En el ámbito institucional debemos vencer la resaca soberanista que amenaza Europa, y hacerlo reformando sus instituciones para dotarlas de verdadera esencia democrática y de capacidad de control ciudadano, oponiéndonos a su vez a cualquier retroceso. No tiene sentido suspender Schengen cada vez que se organiza una cumbre financiera en una ciudad importante. Las libertades fundamentales europeas no deben ser condicionales. O somos europeos o no lo somos.
Por último, debemos seguir profundizando en la construcción de la ciudadanía europea, más aun hoy en día en el que vivimos en una sociedad multiidentitaria de vocación laica en la que cada uno tiene derecho a sentir muchas cosas a la vez. Probablemente tengamos que aligerar nuestros problemas lingüísticos priorizando el inglés como segunda lengua comunitaria y vía de comunicación común. Europa debe garantizar la última instancia judicial no sólo en derechos y libertades fundamentales como hace ahora en la institución hermana de la Unión, el Consejo de Europa en Estrasburgo, sino también en derechos económicos y sociales.

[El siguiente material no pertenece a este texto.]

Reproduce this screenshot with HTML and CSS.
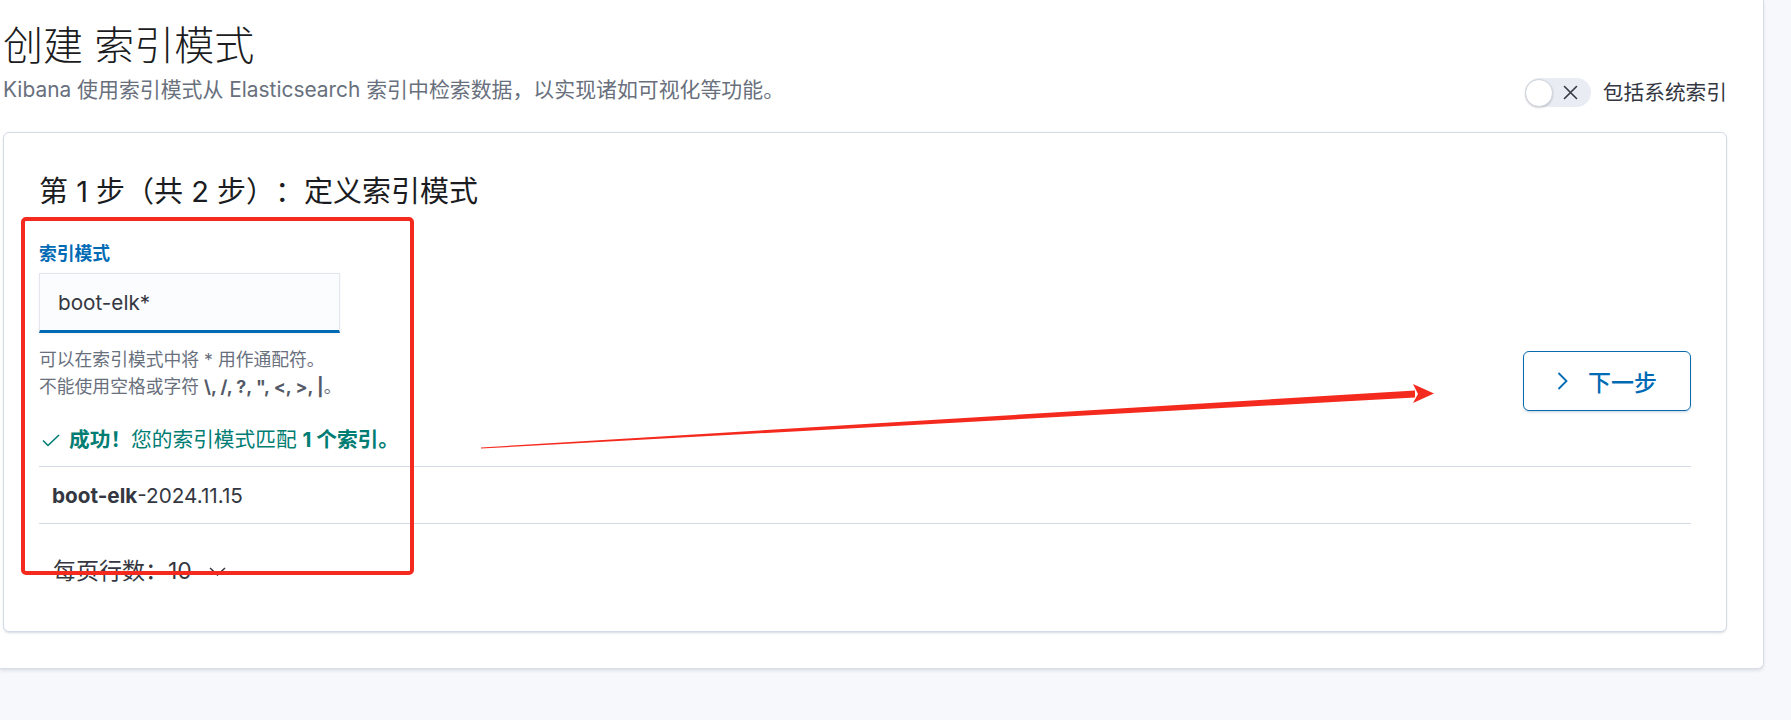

La socialdemocracia tiene que lograr que su actuación en Europa sea coherente con los objetivos últimos de construcción de una Europa federal, de una verdadera unión política con todas sus consecuencias como un servicio exterior y un ejército europeo donde se comparta, básicamente, todo. La construcción de una Europa unida y el sueño socialdemócrata de una sociedad democrática, justa y próspera han sido los motores políticos de nuestros últimos cien años. Europa será socialdemócrata o no será.